*What needs to be done*
Select each line where the word "components" appears.

*Provided data*
######
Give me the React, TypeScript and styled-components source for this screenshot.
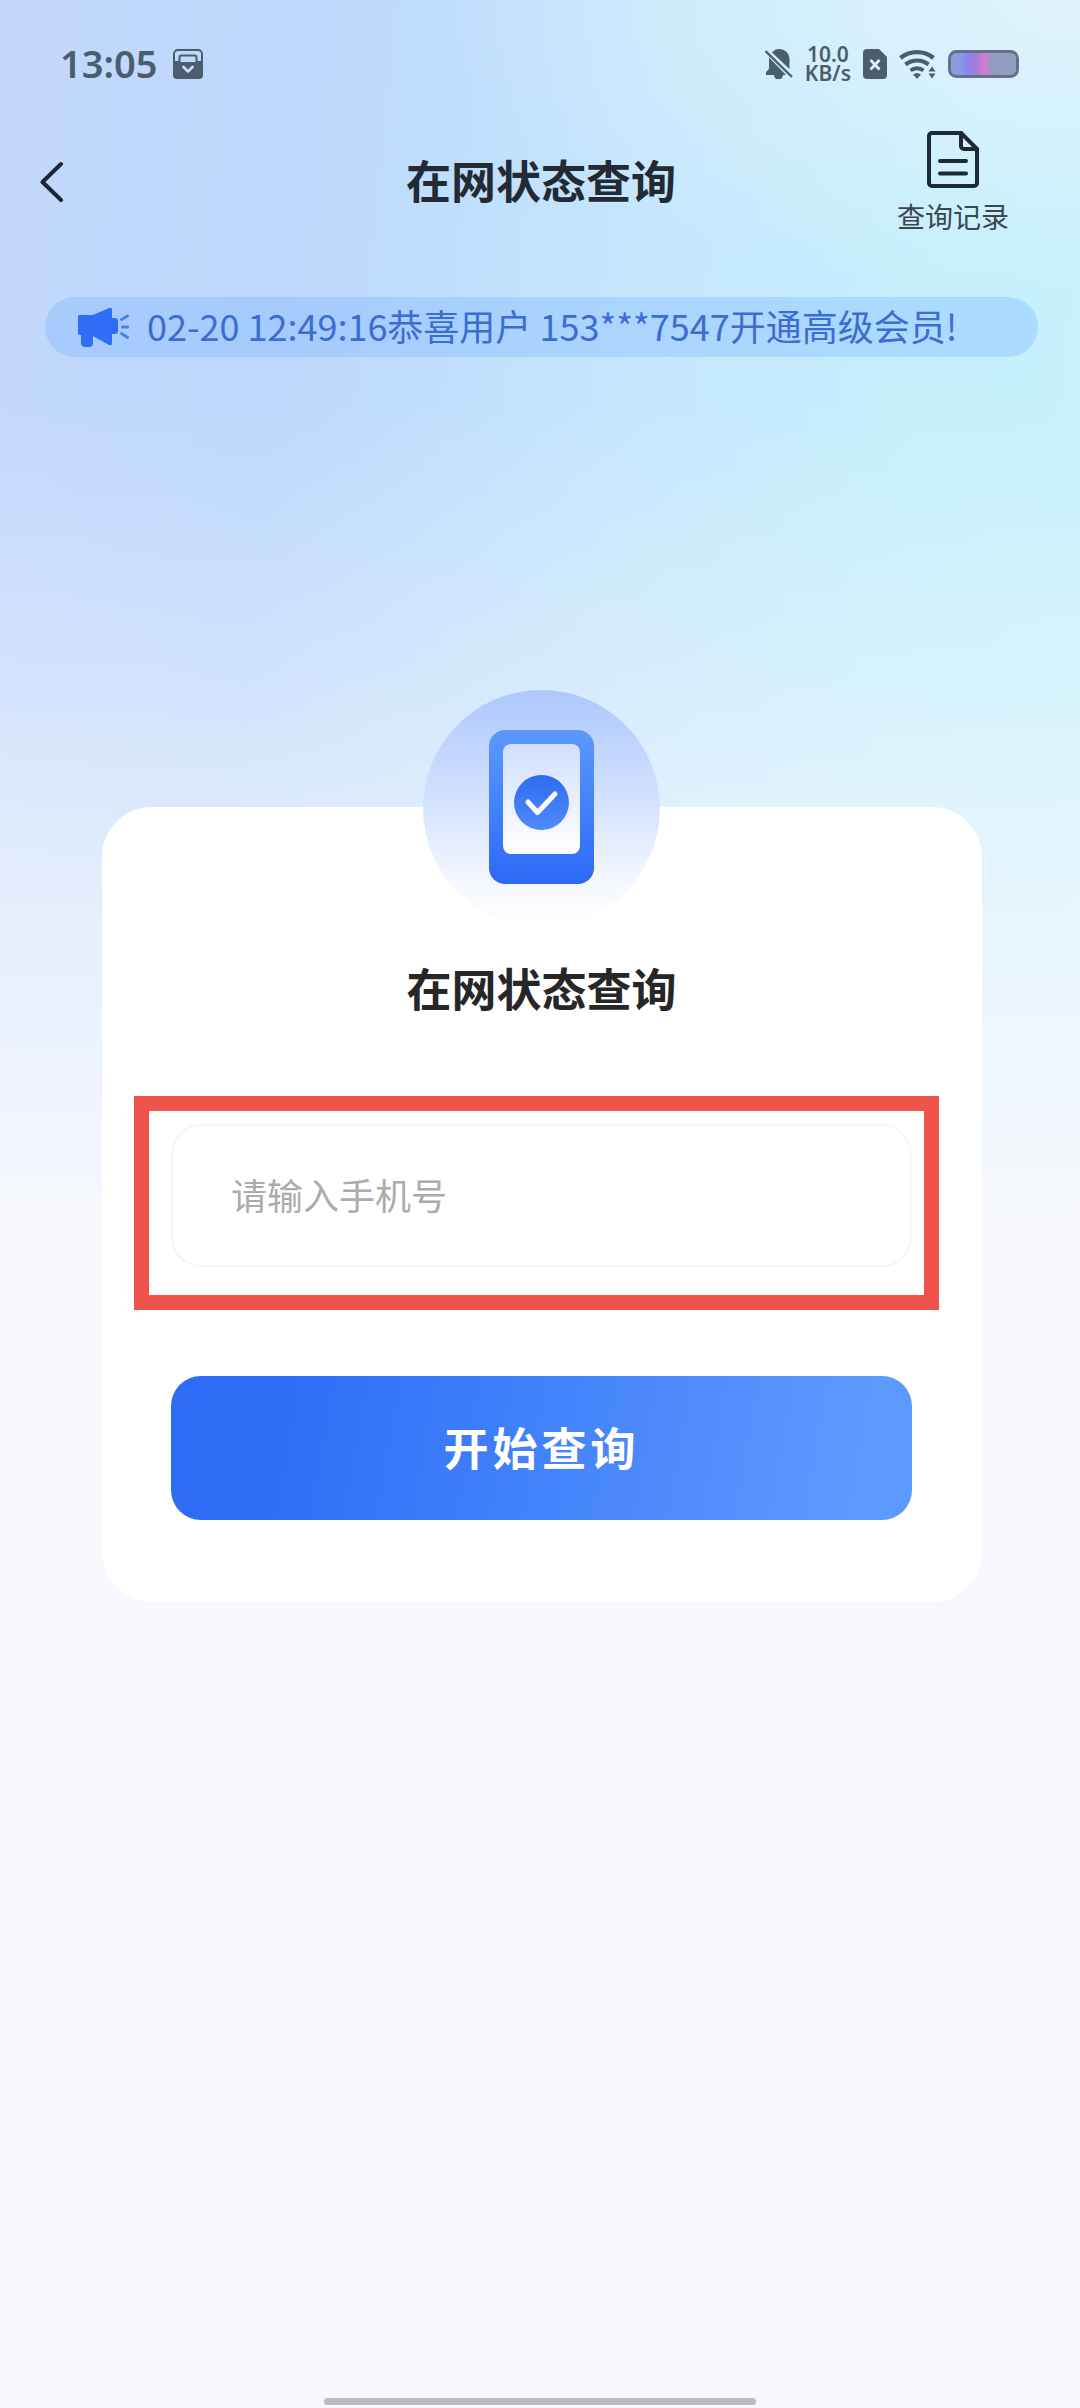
import React, { useState } from "react";
import styled, { createGlobalStyle } from "styled-components";

const GlobalStyle = createGlobalStyle`
  *, *::before, *::after { box-sizing: border-box; }
  body {
    margin: 0;
    background: #f6f8fd;
    font-family: "Noto Sans CJK SC", "Noto Sans", sans-serif;
  }
  button, input { font-family: inherit; }
`;

const Page = styled.div`
  min-height: 100vh;
  display: flex;
  flex-direction: column;
  background:
    radial-gradient(ellipse 640px 300px at 100% 0, rgba(226, 243, 252, 0.9) 0, rgba(226, 243, 252, 0) 100%),
    linear-gradient(180deg, rgba(246, 248, 253, 0) 400px, rgba(246, 248, 253, 0.34) 680px, rgba(246, 248, 253, 0.7) 920px, #f6f8fd 1220px),
    linear-gradient(96deg, #c3d8fd 0, #bcd8fc 24%, #c5e6fd 50%, #c5effd 72%, #c6f2fc 100%);
`;

const StatusBar = styled.div`
  display: flex;
  align-items: center;
  justify-content: space-between;
  height: 84px;
  padding: 44px 61px 0 60px;
  color: #4a5e6d;
`;

const StatusGroup = styled.div<{ $gap: number }>`
  display: flex;
  align-items: center;
  gap: ${(p) => p.$gap}px;
`;

const Clock = styled.time`
  padding-bottom: 2px;
  font: 600 38px/38px "Noto Sans", sans-serif;
`;

const NetSpeed = styled.div`
  font: 600 21px/19px "Noto Sans", sans-serif;
  text-align: center;
`;

const Header = styled.header`
  display: grid;
  grid-template-columns: 1fr auto 1fr;
  align-items: center;
  height: 196px;
  padding: 0 38px 0 40px;
`;

const IconButton = styled.button`
  justify-self: start;
  display: flex;
  padding: 0;
  border: 0;
  background: none;
  color: #1c2732;
`;

const RecordLink = styled.a`
  justify-self: end;
  display: flex;
  flex-direction: column;
  align-items: center;
  gap: 8px;
  margin-right: 33px;
  padding-top: 2px;
  color: #3b474f;
  font-size: 28px;
  line-height: 40px;
  text-decoration: none;
`;

const Title = styled.h1`
  margin: 0;
  padding-bottom: 4px;
  color: #222b33;
  font-size: 45px;
  font-weight: 700;
  line-height: 64px;
`;

const Notice = styled.div`
  display: flex;
  align-items: center;
  gap: 18px;
  height: 60px;
  margin: 17px 42px 0 45px;
  padding: 0 33px;
  border-radius: 30px;
  background: rgba(120, 178, 255, 0.34);
  color: #3d6cd3;
  font-size: 36px;
  line-height: 56px;
  white-space: nowrap;
`;

const NoticeText = styled.span`
  padding-bottom: 4px;
`;

const Card = styled.main`
  display: flex;
  flex-direction: column;
  align-items: stretch;
  margin: 450px 98px 0 102px;
  padding: 0 70px 82px 69px;
  border-radius: 50px;
  background: #fff;
`;

const Badge = styled.div`
  align-self: center;
  display: flex;
  margin-top: -117px;
`;

const CardTitle = styled.h2`
  margin: 29px 0 0;
  color: #272727;
  font-size: 45px;
  font-weight: 700;
  line-height: 64px;
  text-align: center;
`;

const Form = styled.form`
  display: flex;
  flex-direction: column;
  gap: 109px;
  margin-top: 104px;
`;

const Field = styled.label`
  position: relative;
  display: block;

  &::after {
    content: "";
    position: absolute;
    inset: -28px -27px -43px -37px;
    border: 15px solid #f0534b;
    pointer-events: none;
  }
`;

const PhoneInput = styled.input`
  display: block;
  width: 100%;
  height: 143px;
  padding: 0 58px 4px;
  border: 2px solid #f4f6fa;
  border-radius: 30px;
  outline: none;
  background: #fff;
  color: #272727;
  font-size: 36px;

  &::placeholder {
    color: #ababab;
    opacity: 1;
  }
`;

const SubmitButton = styled.button`
  height: 144px;
  padding: 0 0 4px;
  border: 0;
  border-radius: 30px;
  background: linear-gradient(100deg, #2d6df6 14%, #5d9aff 92%);
  color: #fff;
  font-size: 45px;
  font-weight: 700;
  letter-spacing: 4px;
`;

const HomeIndicator = styled.div`
  align-self: center;
  width: 40%;
  height: 7px;
  margin: auto 0 3px;
  border-radius: 4px;
  background: #b9bbbf;
`;

const PocketIcon = () => (
  <svg width="30" height="30" viewBox="0 0 30 30" fill="none" aria-hidden="true">
    <path d="M1 13V5a4 4 0 0 1 4-4h20a4 4 0 0 1 4 4v8" stroke="currentColor" strokeWidth="2" />
    <path d="M6.500 12V8.500a2 2 0 0 1 2-2h13a2 2 0 0 1 2 2V12" stroke="currentColor" strokeWidth="2" />
    <path d="M0 12h7.500v1h15v-1H30v14a4 4 0 0 1-4 4H4a4 4 0 0 1-4-4z" fill="currentColor" />
    <path d="M10.500 18l4.500 4.500 4.500-4.500" stroke="#c3dafb" strokeWidth="2.800" strokeLinecap="round" strokeLinejoin="round" />
  </svg>
);

const MutedIcon = () => (
  <svg width="28" height="30" viewBox="0 0 28 30" fill="none" aria-hidden="true">
    <path d="M7 3.500C9 1 11.500 0 14 0c6 0 10.500 4.500 10.500 10.500v9.500z" fill="currentColor" />
    <path d="M4 8.500L21 26h-3a4.500 4.500 0 0 1-9 0H1v-3l3-3z" fill="currentColor" />
    <path d="M0.500 2l26.500 26" stroke="currentColor" strokeWidth="2.400" />
  </svg>
);

const SimIcon = () => (
  <svg width="24" height="30" viewBox="0 0 24 30" fill="none" aria-hidden="true">
    <path d="M4 0h12l8 8v18a4 4 0 0 1-4 4H4a4 4 0 0 1-4-4V4a4 4 0 0 1 4-4z" fill="currentColor" />
    <path d="M7.500 11l9 9.500M16.500 11l-9 9.500" stroke="#dbf1fb" strokeWidth="2.800" />
  </svg>
);

const WifiIcon = () => (
  <svg width="37" height="30" viewBox="0 0 37 30" fill="none" aria-hidden="true">
    <path d="M1.500 9a26 26 0 0 1 33 0" stroke="currentColor" strokeWidth="4.400" />
    <path d="M6.500 15.500a18.500 18.500 0 0 1 23 0" stroke="currentColor" strokeWidth="4.200" />
    <path d="M11.500 21.500a11 11 0 0 1 13 0" stroke="currentColor" strokeWidth="4" />
    <path d="M14 25.500q4-3 8 0L18 30z" fill="currentColor" />
    <path d="M29.500 22.500l3.500-5 3.500 5zM29.500 24.500l3.500 5 3.500-5z" fill="currentColor" />
  </svg>
);

const BatteryIcon = () => (
  <svg width="71" height="28" viewBox="0 0 71 28" aria-hidden="true">
    <defs>
      <linearGradient id="charge" x1="0" x2="1" y1="0" y2="0">
        <stop offset="0" stopColor="#8c9fce" />
        <stop offset="0.150" stopColor="#869ddd" />
        <stop offset="0.240" stopColor="#8488f4" />
        <stop offset="0.380" stopColor="#a47ad8" />
        <stop offset="0.530" stopColor="#cf7fcb" />
        <stop offset="0.620" stopColor="#929bc0" />
        <stop offset="1" stopColor="#8fa0c0" />
      </linearGradient>
    </defs>
    <rect x="1.500" y="1.500" width="68" height="25" rx="7" fill="url(#charge)" stroke="#666e8d" strokeWidth="3" />
  </svg>
);

const BackIcon = () => (
  <svg width="24" height="42" viewBox="0 0 24 42" fill="none" aria-hidden="true">
    <path d="M21 3L2.500 21 21 39" stroke="currentColor" strokeWidth="4" strokeLinecap="round" strokeLinejoin="round" />
  </svg>
);

const RecordIcon = () => (
  <svg width="52" height="57" viewBox="0 0 52 57" fill="none" stroke="#1b2b31" strokeWidth="4" strokeLinejoin="round" strokeLinecap="round" aria-hidden="true">
    <path d="M5 2h29l16 16v34a3 3 0 0 1-3 3H5a3 3 0 0 1-3-3V5a3 3 0 0 1 3-3z" />
    <path d="M34 2v13a3 3 0 0 0 3 3h13" />
    <path d="M13 30h26M13 42.500h26" />
  </svg>
);

const MegaphoneIcon = () => (
  <svg width="51" height="40" viewBox="0 0 51 40" fill="none" aria-hidden="true">
    <path d="M1 8h14L31 1q3-1 3 2v8h3q3 0 3 3v10q0 3-3 3h-3v9q0 3-3 2l-16-9v7a4 4 0 0 1-4 4H7a4 4 0 0 1-4-4v-8H2q-2 0-2-2V9z" fill="#2f6df6" />
    <path d="M43.500 12.500l6-3.500M44.500 20H50M43.500 26.500l6 4" stroke="#4b80f2" strokeWidth="3" strokeLinecap="round" />
  </svg>
);

const PhoneBadge = () => (
  <svg width="237" height="237" viewBox="0 0 237 237" fill="none" aria-hidden="true">
    <defs>
      <linearGradient id="disc" x1="0" x2="0" y1="0" y2="1">
        <stop offset="0" stopColor="#adc8fd" />
        <stop offset="0.500" stopColor="#d6e3ff" />
        <stop offset="0.800" stopColor="#f4f7ff" />
        <stop offset="1" stopColor="#ffffff" />
      </linearGradient>
      <linearGradient id="body" x1="0" x2="0" y1="0" y2="1">
        <stop offset="0" stopColor="#5b99fd" />
        <stop offset="1" stopColor="#2c69f5" />
      </linearGradient>
      <linearGradient id="screen" x1="0" x2="0" y1="0" y2="1">
        <stop offset="0" stopColor="#d0dffe" />
        <stop offset="1" stopColor="#ffffff" />
      </linearGradient>
      <linearGradient id="tick" x1="0" x2="0" y1="0" y2="1">
        <stop offset="0" stopColor="#2f6cf1" />
        <stop offset="1" stopColor="#4f8bfa" />
      </linearGradient>
    </defs>
    <circle cx="118.500" cy="118.500" r="118.500" fill="url(#disc)" />
    <rect x="66" y="40" width="105" height="154" rx="16" fill="url(#body)" />
    <rect x="80" y="54" width="77" height="110" rx="8" fill="url(#screen)" />
    <circle cx="118.500" cy="112.500" r="27.500" fill="url(#tick)" />
    <path d="M105 112l9.500 10.500L132 104" stroke="#fff" strokeWidth="5" strokeLinecap="round" strokeLinejoin="round" />
  </svg>
);

export default function App() {
  const [phone, setPhone] = useState("");

  return (
    <>
      <GlobalStyle />
      <Page>
        <StatusBar>
          <StatusGroup $gap={16}>
            <Clock>13:05</Clock>
            <PocketIcon />
          </StatusGroup>
          <StatusGroup $gap={12}>
            <MutedIcon />
            <NetSpeed>
              10.0
              <br />
              KB/s
            </NetSpeed>
            <SimIcon />
            <WifiIcon />
            <BatteryIcon />
          </StatusGroup>
        </StatusBar>

        <Header>
          <IconButton type="button" aria-label="返回">
            <BackIcon />
          </IconButton>
          <Title>在网状态查询</Title>
          <RecordLink href="#records">
            <RecordIcon />
            查询记录
          </RecordLink>
        </Header>

        <Notice>
          <MegaphoneIcon />
          <NoticeText>02-20 12:49:16恭喜用户 153***7547开通高级会员!</NoticeText>
        </Notice>

        <Card>
          <Badge>
            <PhoneBadge />
          </Badge>
          <CardTitle>在网状态查询</CardTitle>
          <Form onSubmit={(e) => e.preventDefault()}>
            <Field>
              <PhoneInput
                type="tel"
                aria-label="手机号"
                placeholder="请输入手机号"
                value={phone}
                onChange={(e) => setPhone(e.target.value)}
              />
            </Field>
            <SubmitButton type="submit">开始查询</SubmitButton>
          </Form>
        </Card>

        <HomeIndicator />
      </Page>
    </>
  );
}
######
*Exercise answer*
Give me the React, TypeScript and styled-components source for this screenshot.
import styled, { createGlobalStyle } from "styled-components";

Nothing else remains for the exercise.